This Easter season First Baptist Church of Oklahoma City began a new relationship with Tabernacle Baptist Church, a predominately African-American church here in our city. On Maundy Thursday we worshipped at our place and claimed the theme “Communion.” We served the Lord’s Supper in five stations throughout the sanctuary, each table lead by a member from both congregations. We served beside each other. We served each other in the name of Jesus. On Good Friday we gathered at Tabernacle to focus on the cross where we all come acknowledging our place and finding redemption together through God’s grand act of grace. In prayer and praise, song and sermon, we celebrated our common faith in Christ.

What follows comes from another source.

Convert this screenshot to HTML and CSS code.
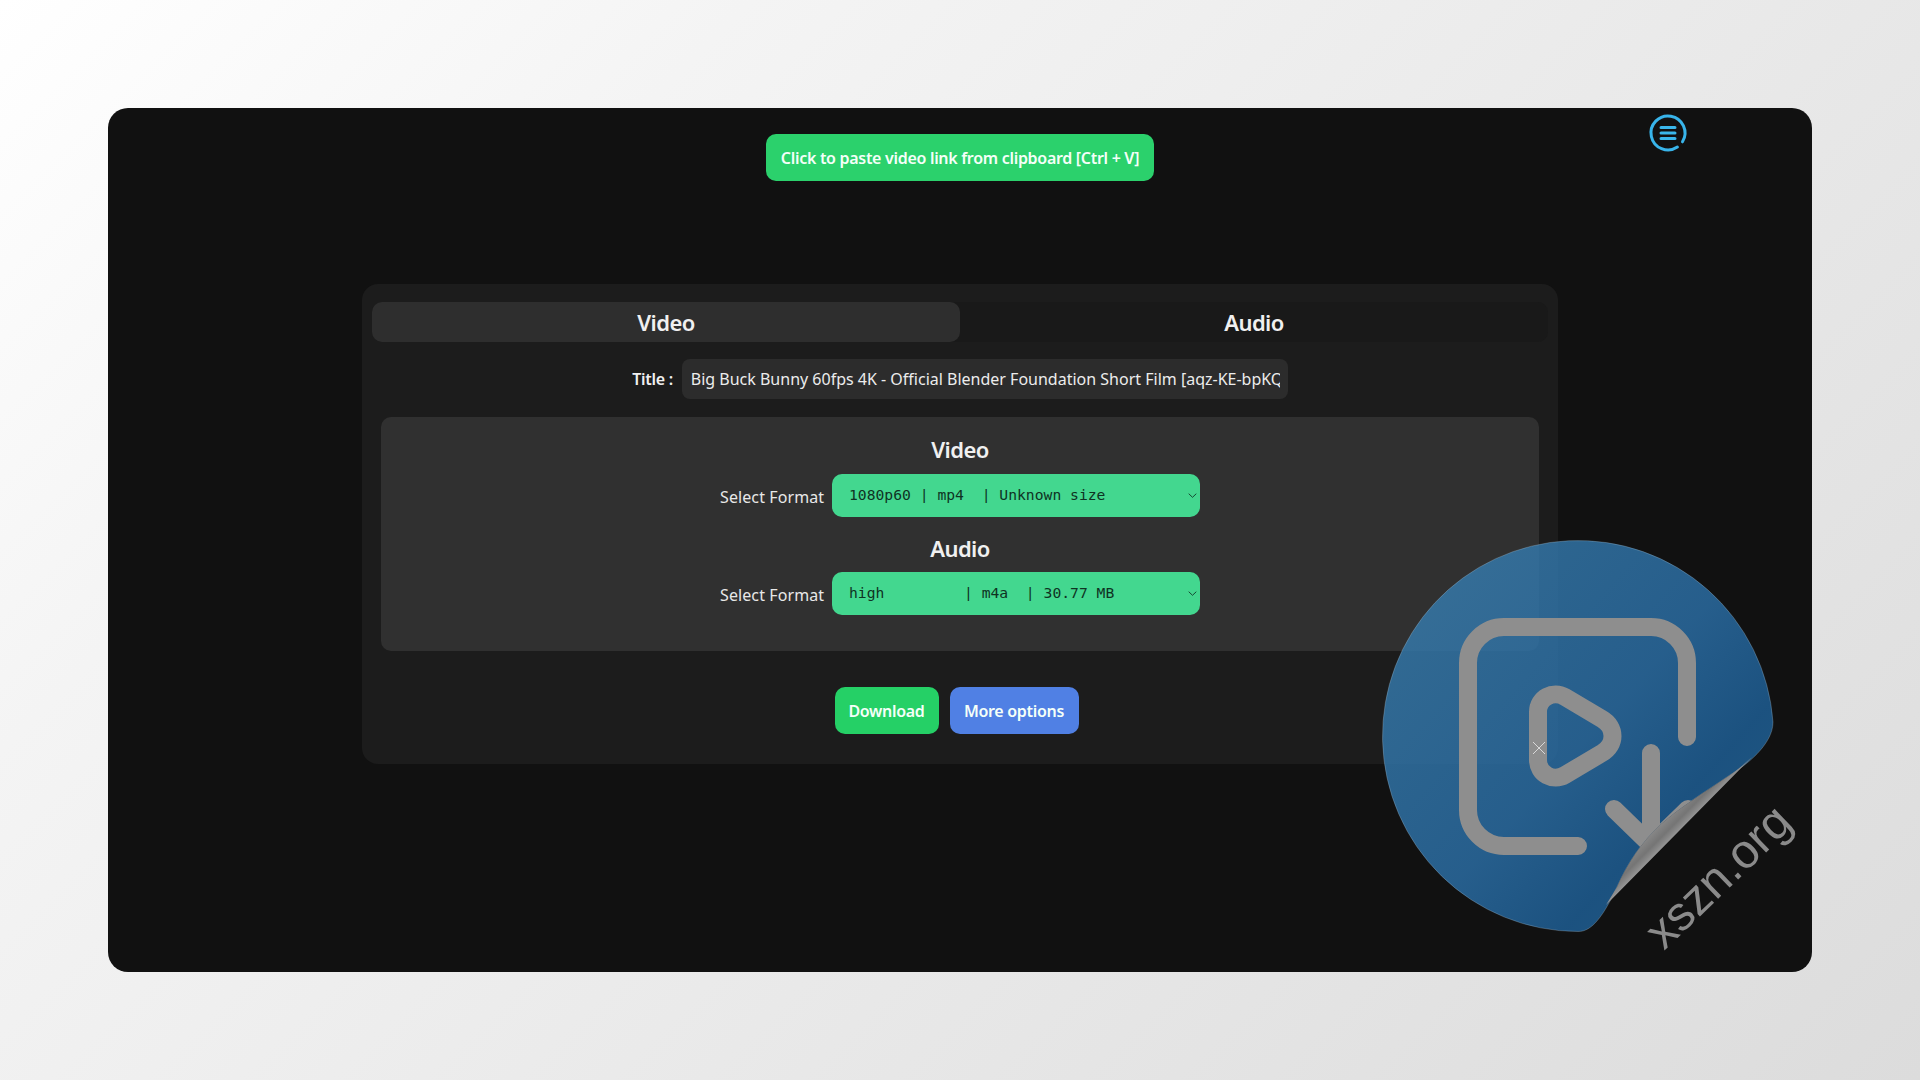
FILE: index.html
```html
<!DOCTYPE html>
<html lang="en">
<head>
<meta charset="utf-8">
<title>Video downloader</title>
<link rel="stylesheet" href="styles.css">
</head>
<body>
<main class="window">
  <button class="btn btn-paste" type="button">Click to paste video link from clipboard [Ctrl + V]</button>
  <svg class="menu-icon" viewBox="0 0 44 44" width="44" height="44" aria-hidden="true">
    <path class="menu-ring" d="M36.5 30.8A17 17 0 1 0 31.4 36.1"/>
    <path class="menu-bars" d="M15 16.5H29M15 22H29M15 27.5H29"/>
  </svg>
  <section class="card">
    <div class="tabs">
      <div class="tab tab-active">Video</div>
      <div class="tab">Audio</div>
    </div>
    <div class="title-row">
      <label class="title-label" for="title">Title :</label>
      <input class="title-input" id="title" type="text" readonly value="Big Buck Bunny 60fps 4K - Official Blender Foundation Short Film [aqz-KE-bpKQ]">
    </div>
    <div class="formats">
      <h2 class="format-heading">Video</h2>
      <div class="format-row">
        <span class="format-label">Select Format</span>
        <select class="format-select"><option>1080p60 | mp4&nbsp; | Unknown size</option></select>
      </div>
      <h2 class="format-heading format-heading-second">Audio</h2>
      <div class="format-row">
        <span class="format-label">Select Format</span>
        <select class="format-select"><option>high&nbsp;&nbsp;&nbsp;&nbsp;&nbsp;&nbsp;&nbsp;&nbsp; | m4a&nbsp; | 30.77 MB</option></select>
      </div>
    </div>
    <div class="actions">
      <button class="btn btn-download" type="button">Download</button>
      <button class="btn btn-more" type="button">More options</button>
    </div>
  </section>
</main>
<svg class="sticker" viewBox="1370 530 450 440" width="450" height="440" aria-hidden="true">
  <defs>
    <linearGradient id="blue" gradientUnits="userSpaceOnUse" x1="1430" y1="590" x2="1750" y2="880">
      <stop offset="0" stop-color="#367bad"/>
      <stop offset="0.5" stop-color="#2b6fa7"/>
      <stop offset="0.76" stop-color="#1e6098"/>
      <stop offset="0.86" stop-color="#206399"/>
      <stop offset="0.95" stop-color="#337cb3"/>
      <stop offset="1" stop-color="#337cb3"/>
    </linearGradient>
    <linearGradient id="curl" gradientUnits="userSpaceOnUse" x1="1645" y1="835" x2="1668" y2="858">
      <stop offset="0" stop-color="#8d8d8d"/>
      <stop offset="0.4" stop-color="#757575"/>
      <stop offset="0.75" stop-color="#a0a0a0"/>
      <stop offset="1" stop-color="#969696"/>
    </linearGradient>
    <clipPath id="peel">
      <path d="M1773 722A195.5 195.5 0 1 0 1578 931.5C1592 932 1604 915 1617 887C1628 862 1642 842 1660 825C1680 807 1705 792 1730 775C1745 766 1773 745 1773 722Z"/>
    </clipPath>
  </defs>
  <path class="sticker-body" d="M1773 722A195.5 195.5 0 1 0 1578 931.5C1592 932 1604 915 1617 887C1628 862 1642 842 1660 825C1680 807 1705 792 1730 775C1745 766 1773 745 1773 722Z"/>
  <g class="sticker-glyph" clip-path="url(#peel)">
    <path d="M1687 737V663A36 36 0 0 0 1651 627H1504A36 36 0 0 0 1468 663V810A36 36 0 0 0 1504 846H1578"/>
    <path d="M1538 712C1538 698 1553 690 1565 697L1602 719C1616 727 1616 745 1602 753L1565 775C1553 782 1538 774 1538 760Z"/>
    <path d="M1651 753V845M1614 809L1651 845L1688 809"/>
  </g>
  <path class="sticker-curl" d="M1606 905L1752 757C1745 763 1738 770 1730 775C1705 792 1680 807 1660 825C1642 842 1628 862 1617 887Z"/>
  <path class="sticker-x" d="M1533 742L1545 754M1545 742L1533 754"/>
  <text class="sticker-text" x="1664" y="951" transform="rotate(-44 1664 951)">xszn.org</text>
</svg>
</body>
</html>
```
FILE: styles.css
```css
* { box-sizing: border-box; }

html, body { height: 100%; }

body {
  margin: 0;
  padding: 108px 108px 108px;
  position: relative;
  overflow: hidden;
  background: linear-gradient(135deg, #ffffff 0%, #f4f4f4 25%, #dcdcdc 100%);
  font-family: "Noto Sans", "Open Sans", sans-serif;
  color: #f0f0f0;
}

.window {
  position: relative;
  height: 864px;
  padding-top: 26px;
  border-radius: 20px;
  background: #111111;
  display: flex;
  flex-direction: column;
  align-items: center;
}

.btn {
  border: 0;
  border-radius: 10px;
  color: #f4fff8;
  font-family: inherit;
  font-size: 16px;
  font-weight: 600;
  letter-spacing: -0.3px;
  height: 47px;
  padding: 0;
}

.btn-paste { background: #2bd16c; width: 388px; flex: none; letter-spacing: -0.3px; }
.btn-download { background: #25d066; width: 104px; }
.btn-more { background: #5080e4; width: 129px; }

.menu-icon { position: absolute; left: 1538px; top: 3px; }
.menu-ring { fill: none; stroke: #38b4ea; stroke-width: 3; stroke-linecap: round; }
.menu-bars { fill: none; stroke: #3ab6ea; stroke-width: 3; stroke-linecap: round; }

.card {
  margin-top: 103px;
  width: 1196px;
  height: 480px;
  padding: 18px 10px 0;
  border-radius: 16px;
  background: #1c1c1c;
  display: flex;
  flex-direction: column;
  align-items: center;
}

.tabs {
  width: 1176px;
  height: 40px;
  flex: none;
  display: grid;
  grid-template-columns: 1fr 1fr;
  border-radius: 10px;
  background: #191919;
}

.tab {
  display: flex;
  align-items: center;
  justify-content: center;
  border-radius: 10px;
  font-size: 22px;
  font-weight: 600;
  letter-spacing: -0.6px;
}

.tab-active { background: #2e2e2e; }

.title-row {
  margin-top: 17px;
  display: flex;
  align-items: center;
  gap: 9px;
}

.title-label { font-size: 16px; font-weight: 600; letter-spacing: -0.3px; }

.title-input {
  width: 606px;
  height: 40px;
  padding: 0 8px 0 9px;
  border: 0;
  border-radius: 8px;
  background: #2c2c2c;
  color: #ececec;
  font-family: inherit;
  font-size: 16px;
  outline: none;
}

.formats {
  margin-top: 18px;
  width: 1158px;
  height: 234px;
  flex: none;
  padding-top: 17px;
  border-radius: 10px;
  background: #303030;
  display: flex;
  flex-direction: column;
  align-items: center;
}

.format-heading {
  margin: 0;
  height: 30px;
  line-height: 30px;
  font-size: 22px;
  font-weight: 600;
  letter-spacing: -0.6px;
}

.format-heading-second { margin-top: 16px; }

.format-row {
  margin-top: 10px;
  display: flex;
  align-items: center;
  gap: 8px;
}

.format-heading-second + .format-row { margin-top: 9px; }

.format-label { width: 104px; font-size: 16px; letter-spacing: 0.1px; margin-top: 3px; color: #e8e8e8; white-space: nowrap; }

.format-select {
  -webkit-appearance: none;
  appearance: none;
  width: 368px;
  height: 43px;
  padding: 0 16px 2px 17px;
  border: 0;
  border-radius: 10px;
  background-color: #43d78f;
  background-image: url("data:image/svg+xml,%3Csvg xmlns='http://www.w3.org/2000/svg' width='9' height='5' viewBox='0 0 9 5'%3E%3Cpath d='M.7.7l3.8 3.6L8.3.7' fill='none' stroke='%23164a33' stroke-width='1'/%3E%3C/svg%3E");
  background-repeat: no-repeat;
  background-position: right 3px center;
  color: #0f3323;
  font-family: "DejaVu Sans Mono", "Liberation Mono", monospace;
  font-size: 14.7px;
  outline: none;
}

.actions {
  margin-top: 36px;
  padding-right: 7px;
  display: flex;
  gap: 11px;
}

.sticker { position: absolute; left: 1370px; top: 530px; }
.sticker-body { fill: url(#blue); fill-opacity: 0.82; stroke: #b9cfe0; stroke-opacity: 0.35; stroke-width: 0.8; }
.sticker-glyph path { fill: none; stroke: #8e8e8e; stroke-width: 18; stroke-linecap: round; stroke-linejoin: round; }
.sticker-curl { fill: url(#curl); }
.sticker-x { fill: none; stroke: #d8d8d8; stroke-width: 1; }
.sticker-text { fill: #8a8a8a; font-family: "Liberation Sans", sans-serif; font-size: 48px; }
```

Tabernacle Baptist’s pastor is Dr. Daryl Hairston. He has become a friend that I cherish. He brings great joy into my life. We hope that our congregations can find the same quality of relationship that we have found with each other. Our choice to begin the church to church relationship during Holy Week is no accident. Many times traditionally white and black churches trade pulpits or do something together over the MLK birthday weekend or during Black History Month. Often these become acts of symbolic connection, but little happens between the churches in the weeks and months that follow. Daryl and I wanted to move beyond these symbolic acts of community and invite our congregations to become authentically family with and for one another. We chose Holy Week because we believed it was powerful to begin our congregational relationship in worship focused on the One who makes us one. Through the cross and the Easter empty tomb we are become brothers and sisters in a way that transcends race and culture. We hear in Galatians 3:26-29 (NIV) You are all sons of God through faith in Christ Jesus, for all of you who were baptized into Christ have clothed yourselves with Christ. There is neither Jew nor Greek, slave nor free, male nor female, for you are all one in Christ Jesus. If you belong to Christ, then you are Abraham's seed, and heirs according to the promise.
Part of what Daryl and I hope is that our churches relationship will also speak at a visible witness of community to a city that seems to claim a quiet and polite segregation and racism that divides our community. In some cities across our country the lines between the races is overt and the tension is palpable. In Oklahoma City it is more subtle, but its insidious nature is just as profound. It is our hope that as our congregations worship together, work together, and play together that our city will see a different way, a different model that can call us to a true sense of community. We are hopeful that those who claim one body and one Spirit—just as you were called to one hope when you were called— one Lord, one faith, one baptism; one God and Father of all, who is over all and through all and in all (Ephesians 4:4-6 NIV) can show the way together.
A personal note- I want to offer my sincere appreciation for the remarkable turnout of the FBC OKC church family when we worshipped at Tabernacle. I am thankful for this very visible sign of support for this new congregational relationship. Your response truly touched me.